__EXERCISE TASK__.
Your copy of the material must match it exactly, except that pictures are dropped.

__SUPPLIED INFORMATION__.
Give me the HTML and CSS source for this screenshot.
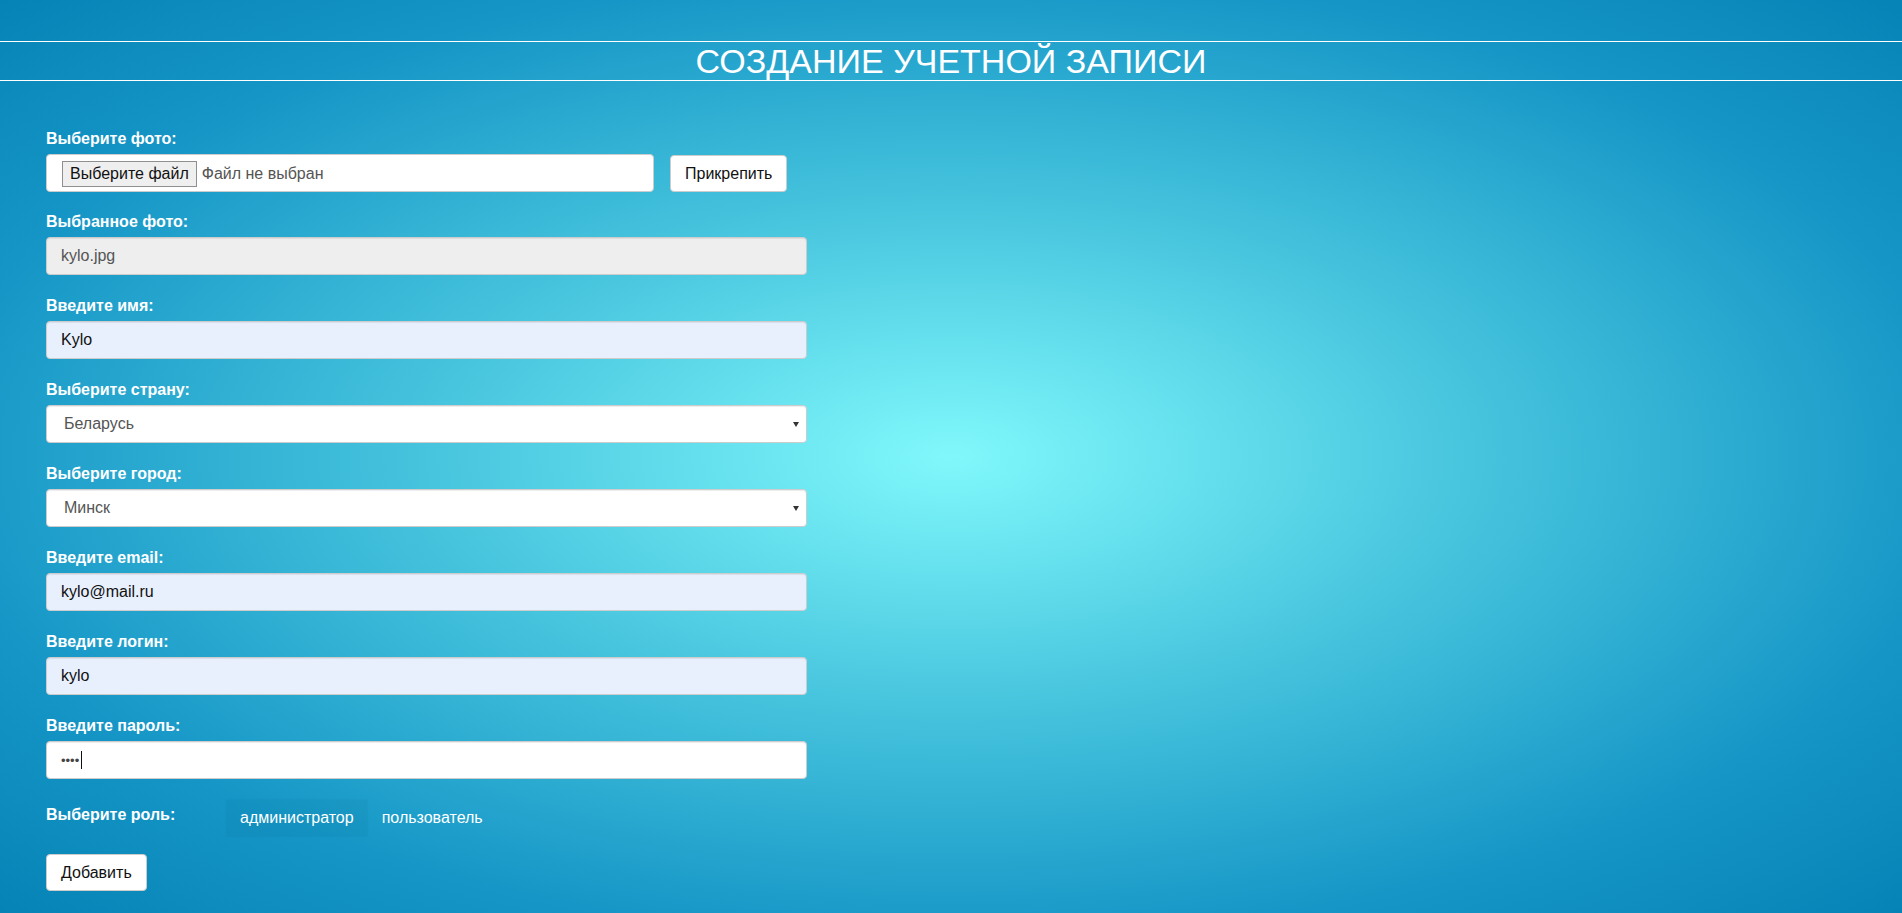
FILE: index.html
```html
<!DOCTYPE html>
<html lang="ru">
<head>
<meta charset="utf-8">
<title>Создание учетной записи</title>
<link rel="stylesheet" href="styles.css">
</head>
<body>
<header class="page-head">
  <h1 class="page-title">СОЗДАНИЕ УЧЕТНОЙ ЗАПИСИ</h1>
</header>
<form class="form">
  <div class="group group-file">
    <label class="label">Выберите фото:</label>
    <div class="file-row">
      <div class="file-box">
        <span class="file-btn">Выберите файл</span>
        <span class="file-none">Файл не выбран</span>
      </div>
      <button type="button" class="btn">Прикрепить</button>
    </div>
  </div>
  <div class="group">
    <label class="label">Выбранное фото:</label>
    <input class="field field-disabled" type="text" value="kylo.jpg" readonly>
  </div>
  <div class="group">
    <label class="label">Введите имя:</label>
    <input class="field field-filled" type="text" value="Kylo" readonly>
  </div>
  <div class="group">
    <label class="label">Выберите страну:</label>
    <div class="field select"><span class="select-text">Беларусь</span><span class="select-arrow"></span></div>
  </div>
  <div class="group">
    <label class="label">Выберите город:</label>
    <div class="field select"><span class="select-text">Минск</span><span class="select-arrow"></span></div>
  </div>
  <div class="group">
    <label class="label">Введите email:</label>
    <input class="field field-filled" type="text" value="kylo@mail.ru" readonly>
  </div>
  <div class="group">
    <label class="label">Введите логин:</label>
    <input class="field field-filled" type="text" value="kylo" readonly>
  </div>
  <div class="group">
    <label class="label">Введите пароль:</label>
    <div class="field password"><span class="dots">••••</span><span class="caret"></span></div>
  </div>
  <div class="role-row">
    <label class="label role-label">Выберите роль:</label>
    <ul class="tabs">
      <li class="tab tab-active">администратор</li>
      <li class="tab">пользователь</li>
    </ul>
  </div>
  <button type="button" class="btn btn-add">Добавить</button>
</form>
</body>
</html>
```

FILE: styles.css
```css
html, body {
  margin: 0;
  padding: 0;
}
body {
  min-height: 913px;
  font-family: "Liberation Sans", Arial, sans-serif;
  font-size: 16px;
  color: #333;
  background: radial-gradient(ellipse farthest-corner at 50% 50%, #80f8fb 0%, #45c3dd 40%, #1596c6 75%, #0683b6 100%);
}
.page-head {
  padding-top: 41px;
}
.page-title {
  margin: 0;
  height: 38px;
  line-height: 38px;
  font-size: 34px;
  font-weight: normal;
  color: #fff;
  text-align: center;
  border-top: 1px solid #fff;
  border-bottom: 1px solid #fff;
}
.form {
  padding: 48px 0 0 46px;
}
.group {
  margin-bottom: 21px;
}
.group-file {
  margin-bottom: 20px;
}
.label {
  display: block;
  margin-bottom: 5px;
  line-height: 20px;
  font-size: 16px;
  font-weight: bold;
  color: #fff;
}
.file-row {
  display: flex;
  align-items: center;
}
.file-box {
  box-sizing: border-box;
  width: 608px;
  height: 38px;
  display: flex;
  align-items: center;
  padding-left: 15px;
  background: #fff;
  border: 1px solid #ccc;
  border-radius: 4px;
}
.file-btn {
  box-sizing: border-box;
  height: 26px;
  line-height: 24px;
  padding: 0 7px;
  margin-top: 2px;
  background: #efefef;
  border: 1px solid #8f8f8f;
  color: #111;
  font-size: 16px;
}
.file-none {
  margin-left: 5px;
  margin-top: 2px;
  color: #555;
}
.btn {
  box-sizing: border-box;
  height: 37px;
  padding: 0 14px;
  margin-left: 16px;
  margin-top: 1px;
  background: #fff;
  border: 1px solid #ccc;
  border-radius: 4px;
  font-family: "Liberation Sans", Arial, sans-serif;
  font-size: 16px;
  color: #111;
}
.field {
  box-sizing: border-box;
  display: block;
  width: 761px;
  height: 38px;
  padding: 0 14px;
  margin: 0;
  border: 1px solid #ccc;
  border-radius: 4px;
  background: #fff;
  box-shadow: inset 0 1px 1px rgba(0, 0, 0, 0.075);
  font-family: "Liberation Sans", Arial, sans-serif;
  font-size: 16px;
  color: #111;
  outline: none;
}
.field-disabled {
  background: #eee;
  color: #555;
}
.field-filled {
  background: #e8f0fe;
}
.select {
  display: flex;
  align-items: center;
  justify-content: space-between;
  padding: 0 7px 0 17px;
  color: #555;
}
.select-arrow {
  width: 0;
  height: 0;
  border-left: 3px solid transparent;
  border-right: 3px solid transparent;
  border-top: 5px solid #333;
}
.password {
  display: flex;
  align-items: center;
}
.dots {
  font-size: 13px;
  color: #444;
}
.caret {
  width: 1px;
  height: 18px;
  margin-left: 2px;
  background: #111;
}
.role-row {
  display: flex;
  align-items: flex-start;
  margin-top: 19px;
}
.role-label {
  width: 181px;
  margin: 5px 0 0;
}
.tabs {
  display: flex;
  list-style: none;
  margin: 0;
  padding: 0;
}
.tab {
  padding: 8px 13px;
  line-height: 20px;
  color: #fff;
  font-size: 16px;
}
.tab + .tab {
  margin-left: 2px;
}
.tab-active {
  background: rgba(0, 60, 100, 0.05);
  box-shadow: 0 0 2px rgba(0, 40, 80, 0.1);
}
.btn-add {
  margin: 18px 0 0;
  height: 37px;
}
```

__RESULT__.
Give me the HTML and CSS source for this screenshot.
FILE: index.html
```html
<!DOCTYPE html>
<html lang="ru">
<head>
<meta charset="utf-8">
<title>Создание учетной записи</title>
<link rel="stylesheet" href="styles.css">
</head>
<body>
<header class="page-head">
  <h1 class="page-title">СОЗДАНИЕ УЧЕТНОЙ ЗАПИСИ</h1>
</header>
<form class="form">
  <div class="group group-file">
    <label class="label">Выберите фото:</label>
    <div class="file-row">
      <div class="file-box">
        <span class="file-btn">Выберите файл</span>
        <span class="file-none">Файл не выбран</span>
      </div>
      <button type="button" class="btn">Прикрепить</button>
    </div>
  </div>
  <div class="group">
    <label class="label">Выбранное фото:</label>
    <input class="field field-disabled" type="text" value="kylo.jpg" readonly>
  </div>
  <div class="group">
    <label class="label">Введите имя:</label>
    <input class="field field-filled" type="text" value="Kylo" readonly>
  </div>
  <div class="group">
    <label class="label">Выберите страну:</label>
    <div class="field select"><span class="select-text">Беларусь</span><span class="select-arrow"></span></div>
  </div>
  <div class="group">
    <label class="label">Выберите город:</label>
    <div class="field select"><span class="select-text">Минск</span><span class="select-arrow"></span></div>
  </div>
  <div class="group">
    <label class="label">Введите email:</label>
    <input class="field field-filled" type="text" value="kylo@mail.ru" readonly>
  </div>
  <div class="group">
    <label class="label">Введите логин:</label>
    <input class="field field-filled" type="text" value="kylo" readonly>
  </div>
  <div class="group">
    <label class="label">Введите пароль:</label>
    <div class="field password"><span class="dots">••••</span><span class="caret"></span></div>
  </div>
  <div class="role-row">
    <label class="label role-label">Выберите роль:</label>
    <ul class="tabs">
      <li class="tab tab-active">администратор</li>
      <li class="tab">пользователь</li>
    </ul>
  </div>
  <button type="button" class="btn btn-add">Добавить</button>
</form>
</body>
</html>
```

FILE: styles.css
```css
html, body {
  margin: 0;
  padding: 0;
}
body {
  min-height: 913px;
  font-family: "Liberation Sans", Arial, sans-serif;
  font-size: 16px;
  color: #333;
  background: radial-gradient(ellipse farthest-corner at 50% 50%, #80f8fb 0%, #45c3dd 40%, #1596c6 75%, #0683b6 100%);
}
.page-head {
  padding-top: 41px;
}
.page-title {
  margin: 0;
  height: 38px;
  line-height: 38px;
  font-size: 34px;
  font-weight: normal;
  color: #fff;
  text-align: center;
  border-top: 1px solid #fff;
  border-bottom: 1px solid #fff;
}
.form {
  padding: 48px 0 0 46px;
}
.group {
  margin-bottom: 21px;
}
.group-file {
  margin-bottom: 20px;
}
.label {
  display: block;
  margin-bottom: 5px;
  line-height: 20px;
  font-size: 16px;
  font-weight: bold;
  color: #fff;
}
.file-row {
  display: flex;
  align-items: center;
}
.file-box {
  box-sizing: border-box;
  width: 608px;
  height: 38px;
  display: flex;
  align-items: center;
  padding-left: 15px;
  background: #fff;
  border: 1px solid #ccc;
  border-radius: 4px;
}
.file-btn {
  box-sizing: border-box;
  height: 26px;
  line-height: 24px;
  padding: 0 7px;
  margin-top: 2px;
  background: #efefef;
  border: 1px solid #8f8f8f;
  color: #111;
  font-size: 16px;
}
.file-none {
  margin-left: 5px;
  margin-top: 2px;
  color: #555;
}
.btn {
  box-sizing: border-box;
  height: 37px;
  padding: 0 14px;
  margin-left: 16px;
  margin-top: 1px;
  background: #fff;
  border: 1px solid #ccc;
  border-radius: 4px;
  font-family: "Liberation Sans", Arial, sans-serif;
  font-size: 16px;
  color: #111;
}
.field {
  box-sizing: border-box;
  display: block;
  width: 761px;
  height: 38px;
  padding: 0 14px;
  margin: 0;
  border: 1px solid #ccc;
  border-radius: 4px;
  background: #fff;
  box-shadow: inset 0 1px 1px rgba(0, 0, 0, 0.075);
  font-family: "Liberation Sans", Arial, sans-serif;
  font-size: 16px;
  color: #111;
  outline: none;
}
.field-disabled {
  background: #eee;
  color: #555;
}
.field-filled {
  background: #e8f0fe;
}
.select {
  display: flex;
  align-items: center;
  justify-content: space-between;
  padding: 0 7px 0 17px;
  color: #555;
}
.select-arrow {
  width: 0;
  height: 0;
  border-left: 3px solid transparent;
  border-right: 3px solid transparent;
  border-top: 5px solid #333;
}
.password {
  display: flex;
  align-items: center;
}
.dots {
  font-size: 13px;
  color: #444;
}
.caret {
  width: 1px;
  height: 18px;
  margin-left: 2px;
  background: #111;
}
.role-row {
  display: flex;
  align-items: flex-start;
  margin-top: 19px;
}
.role-label {
  width: 181px;
  margin: 5px 0 0;
}
.tabs {
  display: flex;
  list-style: none;
  margin: 0;
  padding: 0;
}
.tab {
  padding: 8px 13px;
  line-height: 20px;
  color: #fff;
  font-size: 16px;
}
.tab + .tab {
  margin-left: 2px;
}
.tab-active {
  background: rgba(0, 60, 100, 0.05);
  box-shadow: 0 0 2px rgba(0, 40, 80, 0.1);
}
.btn-add {
  margin: 18px 0 0;
  height: 37px;
}
```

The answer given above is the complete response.